INSTRUCTION: In your copy, leave out the pictures; write out all the data exactly.
▽
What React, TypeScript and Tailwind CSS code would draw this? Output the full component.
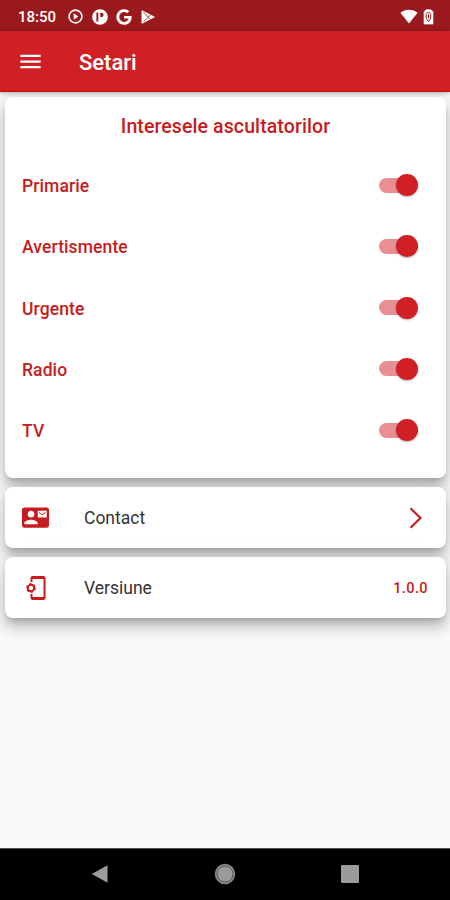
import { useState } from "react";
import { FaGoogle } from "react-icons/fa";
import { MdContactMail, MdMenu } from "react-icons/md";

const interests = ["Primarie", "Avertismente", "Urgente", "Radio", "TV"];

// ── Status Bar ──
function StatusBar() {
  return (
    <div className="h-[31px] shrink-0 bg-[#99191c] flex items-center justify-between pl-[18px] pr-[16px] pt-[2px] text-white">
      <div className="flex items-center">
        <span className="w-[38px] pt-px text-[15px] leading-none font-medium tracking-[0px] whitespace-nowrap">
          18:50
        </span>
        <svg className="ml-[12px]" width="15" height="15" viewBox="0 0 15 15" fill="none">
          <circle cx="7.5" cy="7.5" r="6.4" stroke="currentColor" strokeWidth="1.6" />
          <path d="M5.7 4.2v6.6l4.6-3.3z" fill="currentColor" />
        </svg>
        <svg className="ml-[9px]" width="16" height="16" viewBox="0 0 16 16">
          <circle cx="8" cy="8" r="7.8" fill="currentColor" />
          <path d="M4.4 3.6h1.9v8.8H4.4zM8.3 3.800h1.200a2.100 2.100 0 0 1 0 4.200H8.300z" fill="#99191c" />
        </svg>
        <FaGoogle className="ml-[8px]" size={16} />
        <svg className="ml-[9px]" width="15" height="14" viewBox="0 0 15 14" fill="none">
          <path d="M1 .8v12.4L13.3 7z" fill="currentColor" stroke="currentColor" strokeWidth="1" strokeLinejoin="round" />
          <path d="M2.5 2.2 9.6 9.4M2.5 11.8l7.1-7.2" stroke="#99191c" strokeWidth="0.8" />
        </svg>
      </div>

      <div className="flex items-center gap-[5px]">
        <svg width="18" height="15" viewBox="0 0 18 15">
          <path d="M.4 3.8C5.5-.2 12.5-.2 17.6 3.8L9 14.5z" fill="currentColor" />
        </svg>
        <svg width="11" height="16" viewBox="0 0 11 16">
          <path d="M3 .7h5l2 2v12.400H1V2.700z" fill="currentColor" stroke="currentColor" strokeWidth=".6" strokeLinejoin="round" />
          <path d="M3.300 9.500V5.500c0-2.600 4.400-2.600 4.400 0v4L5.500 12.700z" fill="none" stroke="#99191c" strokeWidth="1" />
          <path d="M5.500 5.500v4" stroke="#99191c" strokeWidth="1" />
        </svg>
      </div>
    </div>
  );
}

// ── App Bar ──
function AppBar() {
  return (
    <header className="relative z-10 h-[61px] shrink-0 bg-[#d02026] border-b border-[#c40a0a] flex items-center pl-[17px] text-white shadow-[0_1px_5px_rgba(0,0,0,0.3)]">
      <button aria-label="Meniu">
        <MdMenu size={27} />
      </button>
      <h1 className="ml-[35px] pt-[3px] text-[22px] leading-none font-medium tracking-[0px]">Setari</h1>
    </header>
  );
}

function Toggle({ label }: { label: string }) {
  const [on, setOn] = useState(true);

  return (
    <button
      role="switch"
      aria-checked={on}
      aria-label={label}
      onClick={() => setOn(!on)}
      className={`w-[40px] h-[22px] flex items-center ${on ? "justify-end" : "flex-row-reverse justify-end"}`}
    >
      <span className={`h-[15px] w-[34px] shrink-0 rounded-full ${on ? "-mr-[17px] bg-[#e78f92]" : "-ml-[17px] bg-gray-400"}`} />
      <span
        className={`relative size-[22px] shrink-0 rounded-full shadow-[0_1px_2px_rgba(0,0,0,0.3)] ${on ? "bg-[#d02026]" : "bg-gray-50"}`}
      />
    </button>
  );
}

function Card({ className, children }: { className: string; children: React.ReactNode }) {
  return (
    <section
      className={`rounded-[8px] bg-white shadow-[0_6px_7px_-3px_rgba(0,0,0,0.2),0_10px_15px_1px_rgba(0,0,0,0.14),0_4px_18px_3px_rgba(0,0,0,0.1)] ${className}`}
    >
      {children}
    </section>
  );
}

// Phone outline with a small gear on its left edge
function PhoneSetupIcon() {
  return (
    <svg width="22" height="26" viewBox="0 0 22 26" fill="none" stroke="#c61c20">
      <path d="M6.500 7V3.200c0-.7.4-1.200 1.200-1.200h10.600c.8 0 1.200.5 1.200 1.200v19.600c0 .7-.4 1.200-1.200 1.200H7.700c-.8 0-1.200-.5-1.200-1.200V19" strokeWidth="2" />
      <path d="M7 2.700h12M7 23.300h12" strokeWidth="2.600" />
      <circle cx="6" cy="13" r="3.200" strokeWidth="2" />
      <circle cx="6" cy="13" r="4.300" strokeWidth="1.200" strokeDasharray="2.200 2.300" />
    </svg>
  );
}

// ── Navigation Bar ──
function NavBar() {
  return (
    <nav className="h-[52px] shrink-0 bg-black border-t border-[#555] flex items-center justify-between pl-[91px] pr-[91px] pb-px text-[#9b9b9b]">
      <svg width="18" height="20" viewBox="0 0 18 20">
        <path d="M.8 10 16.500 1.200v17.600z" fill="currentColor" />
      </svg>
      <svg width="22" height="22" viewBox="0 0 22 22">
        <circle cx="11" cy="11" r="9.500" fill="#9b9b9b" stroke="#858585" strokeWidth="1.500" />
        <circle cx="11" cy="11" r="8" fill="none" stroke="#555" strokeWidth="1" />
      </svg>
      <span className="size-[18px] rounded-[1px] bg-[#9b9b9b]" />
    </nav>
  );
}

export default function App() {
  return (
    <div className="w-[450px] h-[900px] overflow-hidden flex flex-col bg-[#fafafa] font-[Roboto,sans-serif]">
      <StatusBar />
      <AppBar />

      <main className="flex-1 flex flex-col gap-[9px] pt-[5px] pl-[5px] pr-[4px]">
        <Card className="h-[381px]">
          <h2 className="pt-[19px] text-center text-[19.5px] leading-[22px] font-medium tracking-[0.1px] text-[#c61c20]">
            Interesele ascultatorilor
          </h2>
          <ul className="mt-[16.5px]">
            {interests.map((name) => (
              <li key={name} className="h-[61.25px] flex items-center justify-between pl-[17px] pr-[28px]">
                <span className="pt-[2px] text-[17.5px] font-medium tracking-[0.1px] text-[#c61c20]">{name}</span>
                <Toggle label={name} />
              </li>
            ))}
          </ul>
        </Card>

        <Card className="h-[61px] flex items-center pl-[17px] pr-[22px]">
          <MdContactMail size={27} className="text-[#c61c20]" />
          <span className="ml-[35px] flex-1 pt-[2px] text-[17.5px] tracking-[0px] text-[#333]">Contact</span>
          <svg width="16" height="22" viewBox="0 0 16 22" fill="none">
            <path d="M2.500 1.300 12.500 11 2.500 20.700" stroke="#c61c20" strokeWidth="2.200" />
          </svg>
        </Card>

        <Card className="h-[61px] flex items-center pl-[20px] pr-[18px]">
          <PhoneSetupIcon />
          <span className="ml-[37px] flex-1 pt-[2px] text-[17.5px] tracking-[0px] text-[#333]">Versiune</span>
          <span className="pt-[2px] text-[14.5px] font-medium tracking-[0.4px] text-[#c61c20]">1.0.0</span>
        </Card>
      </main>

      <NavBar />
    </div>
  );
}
△
ANSWER IN FULL:
What React, TypeScript and Tailwind CSS code would draw this? Output the full component.
import { useState } from "react";
import { FaGoogle } from "react-icons/fa";
import { MdContactMail, MdMenu } from "react-icons/md";

const interests = ["Primarie", "Avertismente", "Urgente", "Radio", "TV"];

// ── Status Bar ──
function StatusBar() {
  return (
    <div className="h-[31px] shrink-0 bg-[#99191c] flex items-center justify-between pl-[18px] pr-[16px] pt-[2px] text-white">
      <div className="flex items-center">
        <span className="w-[38px] pt-px text-[15px] leading-none font-medium tracking-[0px] whitespace-nowrap">
          18:50
        </span>
        <svg className="ml-[12px]" width="15" height="15" viewBox="0 0 15 15" fill="none">
          <circle cx="7.5" cy="7.5" r="6.4" stroke="currentColor" strokeWidth="1.6" />
          <path d="M5.7 4.2v6.6l4.6-3.3z" fill="currentColor" />
        </svg>
        <svg className="ml-[9px]" width="16" height="16" viewBox="0 0 16 16">
          <circle cx="8" cy="8" r="7.8" fill="currentColor" />
          <path d="M4.4 3.6h1.9v8.8H4.4zM8.3 3.800h1.200a2.100 2.100 0 0 1 0 4.200H8.300z" fill="#99191c" />
        </svg>
        <FaGoogle className="ml-[8px]" size={16} />
        <svg className="ml-[9px]" width="15" height="14" viewBox="0 0 15 14" fill="none">
          <path d="M1 .8v12.4L13.3 7z" fill="currentColor" stroke="currentColor" strokeWidth="1" strokeLinejoin="round" />
          <path d="M2.5 2.2 9.6 9.4M2.5 11.8l7.1-7.2" stroke="#99191c" strokeWidth="0.8" />
        </svg>
      </div>

      <div className="flex items-center gap-[5px]">
        <svg width="18" height="15" viewBox="0 0 18 15">
          <path d="M.4 3.8C5.5-.2 12.5-.2 17.6 3.8L9 14.5z" fill="currentColor" />
        </svg>
        <svg width="11" height="16" viewBox="0 0 11 16">
          <path d="M3 .7h5l2 2v12.400H1V2.700z" fill="currentColor" stroke="currentColor" strokeWidth=".6" strokeLinejoin="round" />
          <path d="M3.300 9.500V5.500c0-2.600 4.400-2.600 4.400 0v4L5.500 12.700z" fill="none" stroke="#99191c" strokeWidth="1" />
          <path d="M5.500 5.500v4" stroke="#99191c" strokeWidth="1" />
        </svg>
      </div>
    </div>
  );
}

// ── App Bar ──
function AppBar() {
  return (
    <header className="relative z-10 h-[61px] shrink-0 bg-[#d02026] border-b border-[#c40a0a] flex items-center pl-[17px] text-white shadow-[0_1px_5px_rgba(0,0,0,0.3)]">
      <button aria-label="Meniu">
        <MdMenu size={27} />
      </button>
      <h1 className="ml-[35px] pt-[3px] text-[22px] leading-none font-medium tracking-[0px]">Setari</h1>
    </header>
  );
}

function Toggle({ label }: { label: string }) {
  const [on, setOn] = useState(true);

  return (
    <button
      role="switch"
      aria-checked={on}
      aria-label={label}
      onClick={() => setOn(!on)}
      className={`w-[40px] h-[22px] flex items-center ${on ? "justify-end" : "flex-row-reverse justify-end"}`}
    >
      <span className={`h-[15px] w-[34px] shrink-0 rounded-full ${on ? "-mr-[17px] bg-[#e78f92]" : "-ml-[17px] bg-gray-400"}`} />
      <span
        className={`relative size-[22px] shrink-0 rounded-full shadow-[0_1px_2px_rgba(0,0,0,0.3)] ${on ? "bg-[#d02026]" : "bg-gray-50"}`}
      />
    </button>
  );
}

function Card({ className, children }: { className: string; children: React.ReactNode }) {
  return (
    <section
      className={`rounded-[8px] bg-white shadow-[0_6px_7px_-3px_rgba(0,0,0,0.2),0_10px_15px_1px_rgba(0,0,0,0.14),0_4px_18px_3px_rgba(0,0,0,0.1)] ${className}`}
    >
      {children}
    </section>
  );
}

// Phone outline with a small gear on its left edge
function PhoneSetupIcon() {
  return (
    <svg width="22" height="26" viewBox="0 0 22 26" fill="none" stroke="#c61c20">
      <path d="M6.500 7V3.200c0-.7.4-1.200 1.200-1.200h10.600c.8 0 1.200.5 1.200 1.200v19.600c0 .7-.4 1.200-1.200 1.200H7.700c-.8 0-1.200-.5-1.200-1.200V19" strokeWidth="2" />
      <path d="M7 2.700h12M7 23.300h12" strokeWidth="2.600" />
      <circle cx="6" cy="13" r="3.200" strokeWidth="2" />
      <circle cx="6" cy="13" r="4.300" strokeWidth="1.200" strokeDasharray="2.200 2.300" />
    </svg>
  );
}

// ── Navigation Bar ──
function NavBar() {
  return (
    <nav className="h-[52px] shrink-0 bg-black border-t border-[#555] flex items-center justify-between pl-[91px] pr-[91px] pb-px text-[#9b9b9b]">
      <svg width="18" height="20" viewBox="0 0 18 20">
        <path d="M.8 10 16.500 1.200v17.600z" fill="currentColor" />
      </svg>
      <svg width="22" height="22" viewBox="0 0 22 22">
        <circle cx="11" cy="11" r="9.500" fill="#9b9b9b" stroke="#858585" strokeWidth="1.500" />
        <circle cx="11" cy="11" r="8" fill="none" stroke="#555" strokeWidth="1" />
      </svg>
      <span className="size-[18px] rounded-[1px] bg-[#9b9b9b]" />
    </nav>
  );
}

export default function App() {
  return (
    <div className="w-[450px] h-[900px] overflow-hidden flex flex-col bg-[#fafafa] font-[Roboto,sans-serif]">
      <StatusBar />
      <AppBar />

      <main className="flex-1 flex flex-col gap-[9px] pt-[5px] pl-[5px] pr-[4px]">
        <Card className="h-[381px]">
          <h2 className="pt-[19px] text-center text-[19.5px] leading-[22px] font-medium tracking-[0.1px] text-[#c61c20]">
            Interesele ascultatorilor
          </h2>
          <ul className="mt-[16.5px]">
            {interests.map((name) => (
              <li key={name} className="h-[61.25px] flex items-center justify-between pl-[17px] pr-[28px]">
                <span className="pt-[2px] text-[17.5px] font-medium tracking-[0.1px] text-[#c61c20]">{name}</span>
                <Toggle label={name} />
              </li>
            ))}
          </ul>
        </Card>

        <Card className="h-[61px] flex items-center pl-[17px] pr-[22px]">
          <MdContactMail size={27} className="text-[#c61c20]" />
          <span className="ml-[35px] flex-1 pt-[2px] text-[17.5px] tracking-[0px] text-[#333]">Contact</span>
          <svg width="16" height="22" viewBox="0 0 16 22" fill="none">
            <path d="M2.500 1.300 12.500 11 2.500 20.700" stroke="#c61c20" strokeWidth="2.200" />
          </svg>
        </Card>

        <Card className="h-[61px] flex items-center pl-[20px] pr-[18px]">
          <PhoneSetupIcon />
          <span className="ml-[37px] flex-1 pt-[2px] text-[17.5px] tracking-[0px] text-[#333]">Versiune</span>
          <span className="pt-[2px] text-[14.5px] font-medium tracking-[0.4px] text-[#c61c20]">1.0.0</span>
        </Card>
      </main>

      <NavBar />
    </div>
  );
}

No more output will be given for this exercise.